Pour Jean-David Levitte, l’élection de Trump provient d’une erreur de diagnostic :
- Les Etats-Unis ne sont pas affaiblis : sur le plan militaire, ils ont un budget d’environ 600 milliards de dollars et Trump va rajouter 10% complémentaire.
- Economiquement, après la crise financière de 2008, le dollar est plus puissant que jamais.
- La Silicon Valley n’existe qu’aux Etats-Unis et le « soft power » des USA est plus puissant que jamais
- Les Etats-Unis ne connaissent que ‘,7% de chômeurs.
On peut donc conclure que le diagnostic de l’Amérique sur elle-même est surprenant et erroné. Cette erreur de perspective provient en réalité du fait que les autres puissances montent : c’est ce qu’ont souhaité les Etats-Unis et ce qui est d’ailleurs bon pour tout à la fois l’économie américaine et mondiale. Une solution qui viserait à aller à l’encontre de la mondialisation serait donc erronée si Trump la mettait en œuvre. Elle mettrait en danger l’économie et la paix mondiales.
En effet, depuis 1945, les USA ont été les architectes du monde : ils ont voulu et construit l’OTAN, le FMI, l’ONU, l’OMC, la Banque Mondiale, l’Alena, etc…
Aujourd’hui, cette architecture est mise en danger car Trump est un négociateur redoutable.
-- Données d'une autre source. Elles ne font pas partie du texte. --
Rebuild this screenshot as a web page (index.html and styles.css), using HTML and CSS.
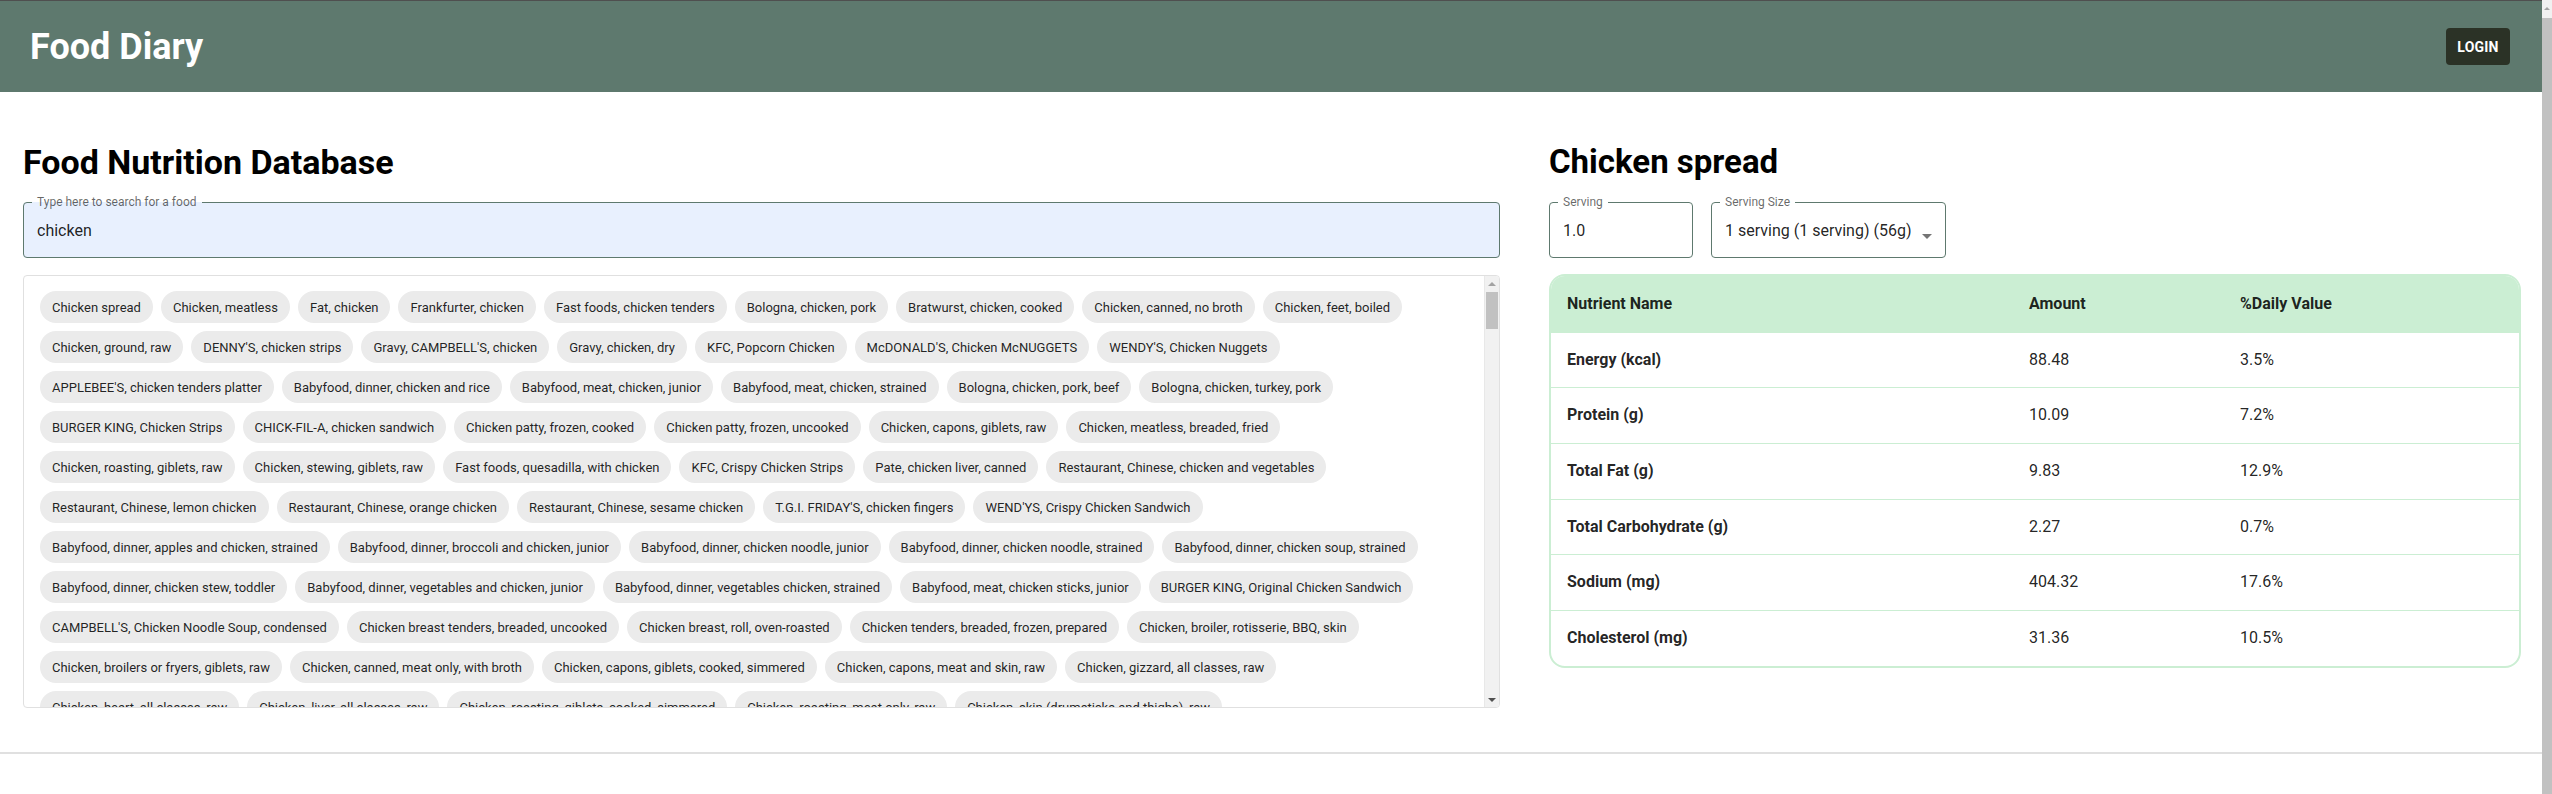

Ce bâtisseur d’immeubles précise dans « The Art of a Deal » sa vision d’une négociation : il faut déstabiliser le partenaire pour lui extraire des concessions. Trump a une vision bilatérale des sujets et il souhaite casser cette architecture multilatérale. Mais du point de vue de Jean-David Levitte, le pire n’est pas sûr… Certes Trump a des idées simples mais fausses, mais il sait écouter et peut abandonner des solutions erronées. Beaucoup va donc dépendre de son entourage qui regroupe tout à la fois des idéologues assez inquiétants mais également des généraux, de très bon niveau et en nombre très inhabituel, parmi lesquels des hommes très courageux. Il est également entouré d’économistes, de milliardaires et de sa famille, là encore phénomène à souligner car inhabituel. Il faut noter que ces cercles d’influence ne s’additionnent pas mais sont en rivalité permanente.
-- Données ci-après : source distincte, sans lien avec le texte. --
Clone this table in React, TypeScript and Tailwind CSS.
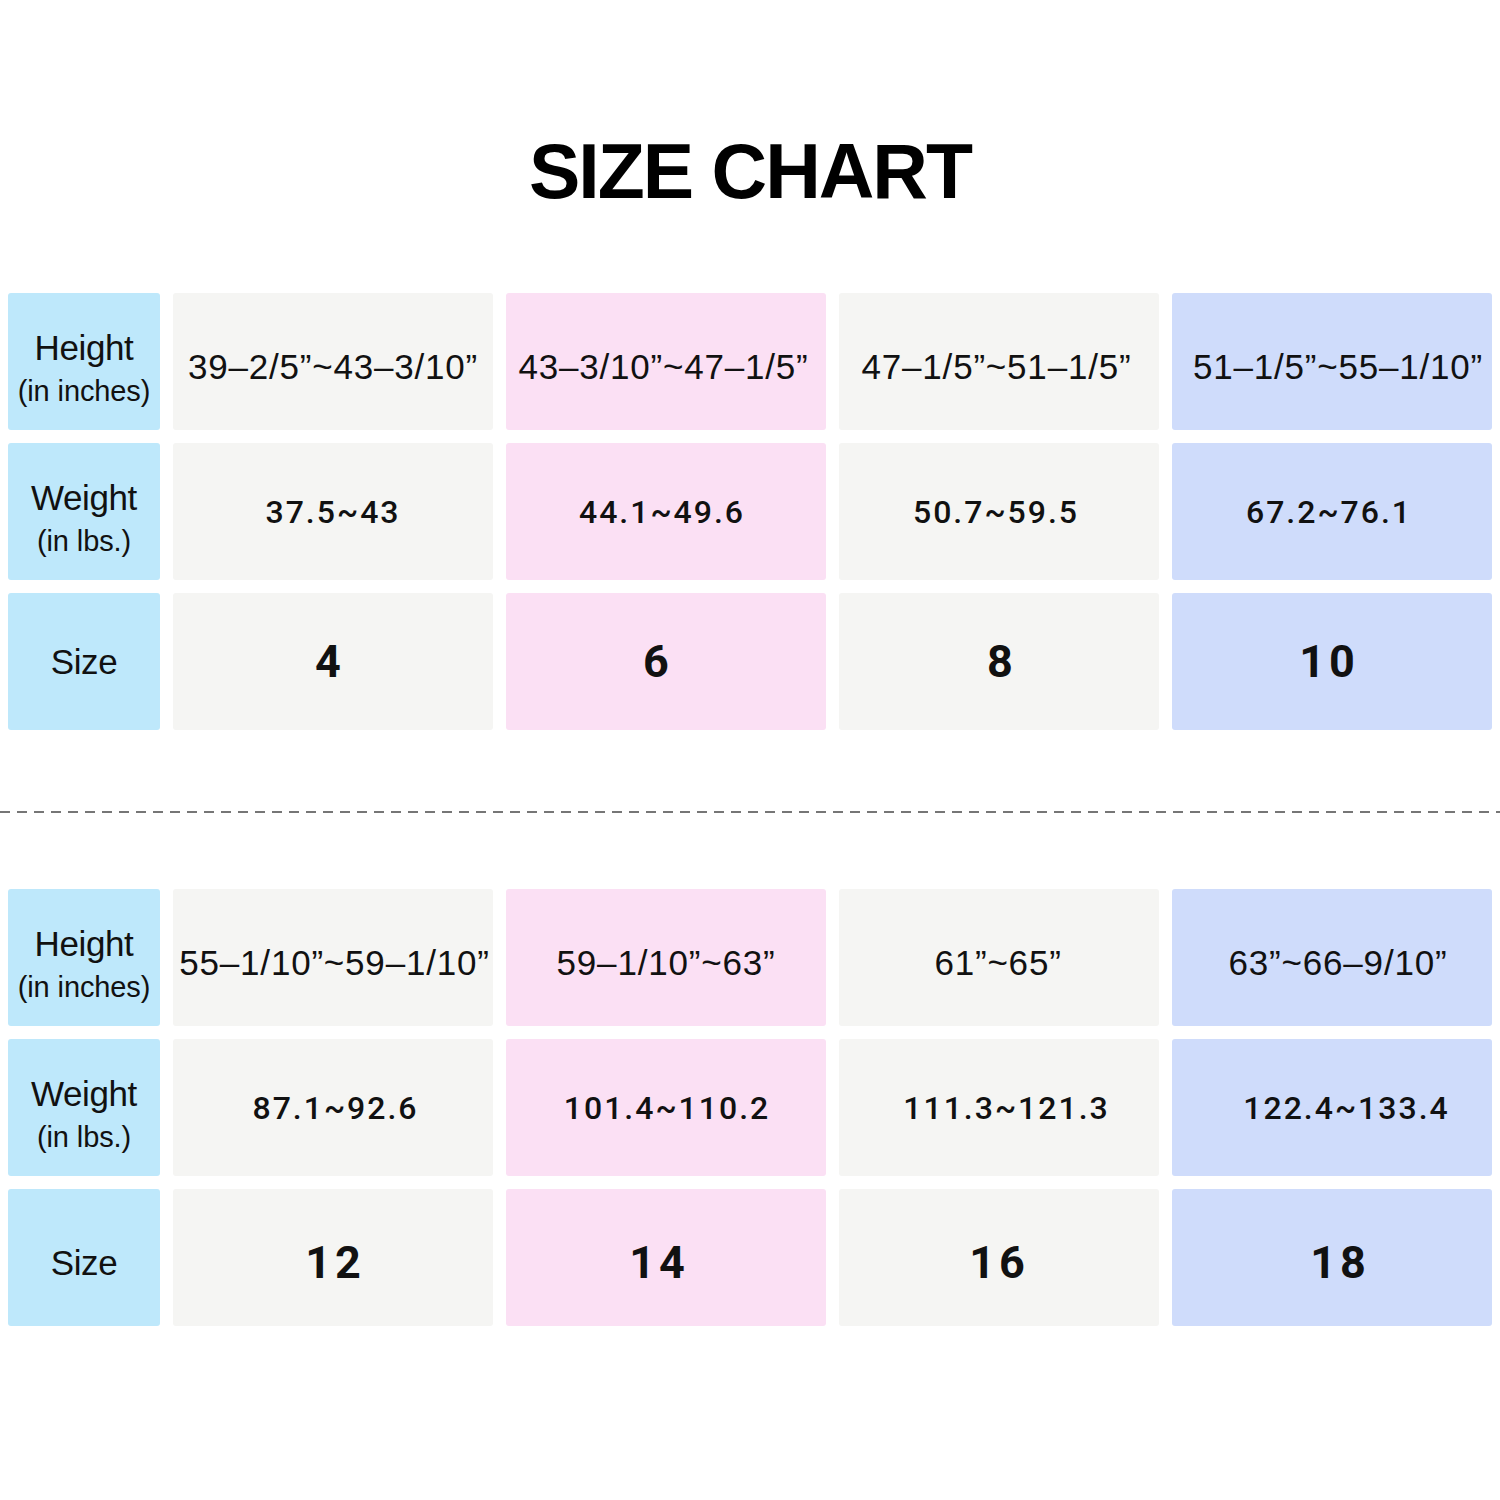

Le discours de Trump devant le Congrès était du point de vue de l’orateur rassurant car il y a vu un ton plus présidentiel. Certes les grandes priorités internes n’ont pas été abordées en profondeur. Mais cela est normal car Trump n’a pas tous les pouvoirs en la matière. Il s’est en revanche exprimé en matière de chantiers extérieurs.
Pour conclure son intervention, Jean-David Levitte a souligné que si l’Europe est capable de jouer pleinement son rôle et si le couple franco-allemand se renforce, l’Europe sera alors capable de prendre la défense de notre monde multilatéral. Il rappelle donc l’importance des élections présidentielles françaises en la matière dont les résultats peuvent irradier le couple franco-allemand.
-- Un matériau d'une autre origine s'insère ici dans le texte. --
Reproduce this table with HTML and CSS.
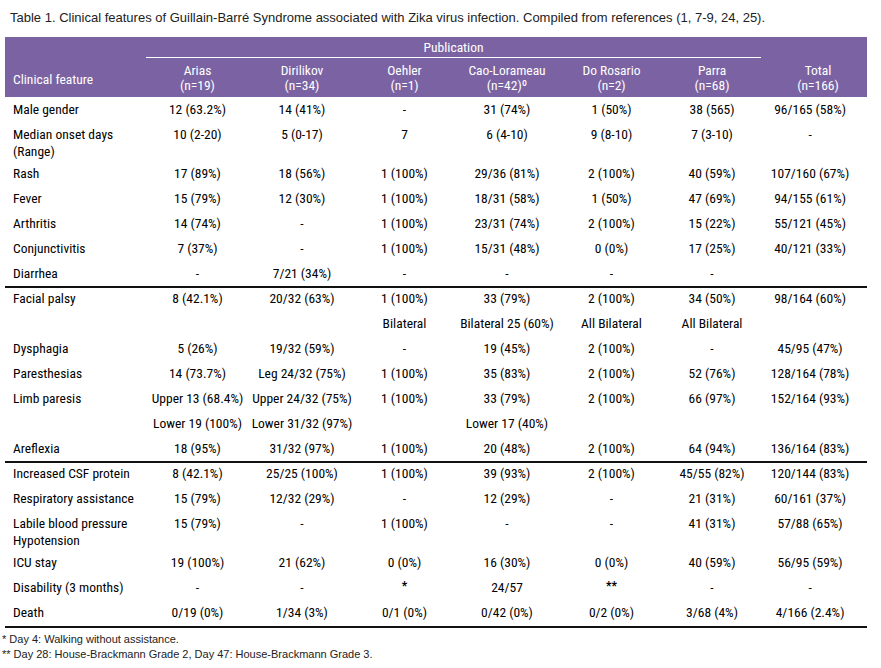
FILE: index.html
```html
<!DOCTYPE html>
<html>
<head>
<meta charset="utf-8">
<link rel="stylesheet" href="styles.css">
</head>
<body>
<div class="page">
  <p class="caption">Table 1. Clinical features of Guillain-Barré Syndrome associated with Zika virus infection. Compiled from references (1, 7-9, 24, 25).</p>
  <table class="tbl">
    <colgroup>
      <col class="c-label"><col class="c-arias"><col class="c-diri"><col class="c-oeh"><col class="c-cao"><col class="c-dor"><col class="c-parra"><col class="c-total">
    </colgroup>
    <thead>
      <tr>
        <th rowspan="2" class="h-label">Clinical feature</th>
        <th colspan="6" class="h-pub">Publication</th>
        <th rowspan="2" class="h-col">Total<br>(n=166)</th>
      </tr>
      <tr>
        <th class="h-col">Arias<br>(n=19)</th>
        <th class="h-col">Dirilikov<br>(n=34)</th>
        <th class="h-col">Oehler<br>(n=1)</th>
        <th class="h-col">Cao-Lorameau<br>(n=42)º</th>
        <th class="h-col">Do Rosario<br>(n=2)</th>
        <th class="h-col">Parra<br>(n=68)</th>
      </tr>
    </thead>
    <tbody>
      <tr><td>Male gender</td><td>12 (63.2%)</td><td>14 (41%)</td><td>-</td><td>31 (74%)</td><td>1 (50%)</td><td>38 (565)</td><td>96/165 (58%)</td></tr>
      <tr class="two"><td>Median onset days<br>(Range)</td><td>10 (2-20)</td><td>5 (0-17)</td><td>7</td><td>6 (4-10)</td><td>9 (8-10)</td><td>7 (3-10)</td><td>-</td></tr>
      <tr><td>Rash</td><td>17 (89%)</td><td>18 (56%)</td><td>1 (100%)</td><td>29/36 (81%)</td><td>2 (100%)</td><td>40 (59%)</td><td>107/160 (67%)</td></tr>
      <tr><td>Fever</td><td>15 (79%)</td><td>12 (30%)</td><td>1 (100%)</td><td>18/31 (58%)</td><td>1 (50%)</td><td>47 (69%)</td><td>94/155 (61%)</td></tr>
      <tr><td>Arthritis</td><td>14 (74%)</td><td>-</td><td>1 (100%)</td><td>23/31 (74%)</td><td>2 (100%)</td><td>15 (22%)</td><td>55/121 (45%)</td></tr>
      <tr><td>Conjunctivitis</td><td>7 (37%)</td><td>-</td><td>1 (100%)</td><td>15/31 (48%)</td><td>0 (0%)</td><td>17 (25%)</td><td>40/121 (33%)</td></tr>
      <tr><td>Diarrhea</td><td>-</td><td>7/21 (34%)</td><td>-</td><td>-</td><td>-</td><td>-</td><td></td></tr>
      <tr class="sep"><td>Facial palsy</td><td>8 (42.1%)</td><td>20/32 (63%)</td><td>1 (100%)</td><td>33 (79%)</td><td>2 (100%)</td><td>34 (50%)</td><td>98/164 (60%)</td></tr>
      <tr><td></td><td></td><td></td><td>Bilateral</td><td>Bilateral 25 (60%)</td><td>All Bilateral</td><td>All Bilateral</td><td></td></tr>
      <tr><td>Dysphagia</td><td>5 (26%)</td><td>19/32 (59%)</td><td>-</td><td>19 (45%)</td><td>2 (100%)</td><td>-</td><td>45/95 (47%)</td></tr>
      <tr><td>Paresthesias</td><td>14 (73.7%)</td><td>Leg 24/32 (75%)</td><td>1 (100%)</td><td>35 (83%)</td><td>2 (100%)</td><td>52 (76%)</td><td>128/164 (78%)</td></tr>
      <tr><td>Limb paresis</td><td>Upper 13 (68.4%)</td><td>Upper 24/32 (75%)</td><td>1 (100%)</td><td>33 (79%)</td><td>2 (100%)</td><td>66 (97%)</td><td>152/164 (93%)</td></tr>
      <tr><td></td><td>Lower 19 (100%)</td><td>Lower 31/32 (97%)</td><td></td><td>Lower 17 (40%)</td><td></td><td></td><td></td></tr>
      <tr><td>Areflexia</td><td>18 (95%)</td><td>31/32 (97%)</td><td>1 (100%)</td><td>20 (48%)</td><td>2 (100%)</td><td>64 (94%)</td><td>136/164 (83%)</td></tr>
      <tr class="sep"><td>Increased CSF protein</td><td>8 (42.1%)</td><td>25/25 (100%)</td><td>1 (100%)</td><td>39 (93%)</td><td>2 (100%)</td><td>45/55 (82%)</td><td>120/144 (83%)</td></tr>
      <tr><td>Respiratory assistance</td><td>15 (79%)</td><td>12/32 (29%)</td><td>-</td><td>12 (29%)</td><td>-</td><td>21 (31%)</td><td>60/161 (37%)</td></tr>
      <tr class="two"><td>Labile blood pressure<br>Hypotension</td><td>15 (79%)</td><td>-</td><td>1 (100%)</td><td>-</td><td>-</td><td>41 (31%)</td><td>57/88 (65%)</td></tr>
      <tr><td>ICU stay</td><td>19 (100%)</td><td>21 (62%)</td><td>0 (0%)</td><td>16 (30%)</td><td>0 (0%)</td><td>40 (59%)</td><td>56/95 (59%)</td></tr>
      <tr><td>Disability (3 months)</td><td>-</td><td>-</td><td class="star">*</td><td>24/57</td><td class="star">**</td><td>-</td><td>-</td></tr>
      <tr class="last"><td>Death</td><td>0/19 (0%)</td><td>1/34 (3%)</td><td>0/1 (0%)</td><td>0/42 (0%)</td><td>0/2 (0%)</td><td>3/68 (4%)</td><td>4/166 (2.4%)</td></tr>
    </tbody>
  </table>
  <div class="notes">
    <p>* Day 4: Walking without assistance.</p>
    <p>** Day 28: House-Brackmann Grade 2, Day 47: House-Brackmann Grade 3.</p>
  </div>
</div>
</body>
</html>
```

FILE: styles.css
```css
html, body {
  margin: 0;
  padding: 0;
  background: #ffffff;
}

.page {
  color: #111;
}

.caption {
  margin: 0;
  padding: 10px 0 0 10px;
  height: 37px;
  box-sizing: border-box;
  font-family: "Liberation Sans", Arial, sans-serif;
  font-size: 13px;
  line-height: 15px;
  color: #222;
}

.tbl {
  margin-left: 5px;
  width: 862px;
  border-collapse: collapse;
  table-layout: fixed;
  font-family: "Liberation Sans Narrow", "Arial Narrow", "Roboto Condensed", "Liberation Sans", sans-serif;
  font-size: 13.5px;
  color: #000;
}

.c-label { width: 141px; }
.c-arias { width: 103px; }
.c-diri { width: 106px; }
.c-oeh { width: 99px; }
.c-cao { width: 106px; }
.c-dor { width: 103px; }
.c-parra { width: 98px; }
.c-total { width: 106px; }

.tbl thead th {
  background: #7b63a3;
  color: #ffffff;
  font-weight: normal;
  padding: 0;
  line-height: 15px;
}

.tbl thead tr:first-child th.h-pub {
  height: 20px;
  box-sizing: border-box;
  padding: 3px 0 0 0;
  vertical-align: top;
  border-bottom: 1px solid #ffffff;
}

.tbl thead th.h-label {
  text-align: left;
  vertical-align: bottom;
  padding: 0 0 10px 8px;
}

.tbl thead th.h-col {
  text-align: center;
  vertical-align: bottom;
  padding: 5px 0 4px 0;
}

.tbl thead tr:first-child th.h-col {
  padding-left: 8px;
}

.tbl tbody td {
  padding: 4px 0 4px 0;
  line-height: 17px;
  height: 17px;
  text-align: center;
  vertical-align: top;
  white-space: nowrap;
}

.tbl tbody td:first-child {
  text-align: left;
  padding-left: 8px;
}

.tbl tbody td:last-child {
  padding-right: 8px;
}

.tbl tbody tr.two td {
  padding-bottom: 1px;
}

.tbl tbody tr.sep td {
  border-top: 2px solid #111;
  padding-top: 2px;
}

.tbl tbody tr.last td {
  border-bottom: 2px solid #111;
  padding-bottom: 5px;
}

.tbl tbody td.star {
  font-weight: bold;
  font-size: 12px;
  line-height: 15px;
}

.notes {
  margin-top: 4px;
  padding-left: 2px;
  font-family: "Liberation Sans", Arial, sans-serif;
  font-size: 11px;
  line-height: 15px;
  color: #222;
}

.notes p {
  margin: 0;
}
```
Conclusion de France Audacieuse
Cette intervention de Jean-David Levitte est fort précieuse : elle était tout à la fois claire et synthétique… mais riche et initiée.
Le Centre des Professions Financières, qui avait organisé ce débat, a fait ici un beau cadeau à l’auditoire en lui donnant un accès privilégié à l’analyse d’un des plus fins connaisseurs de la relation transatlantique.
France audacieuse ne pouvait que s’en faire l’écho.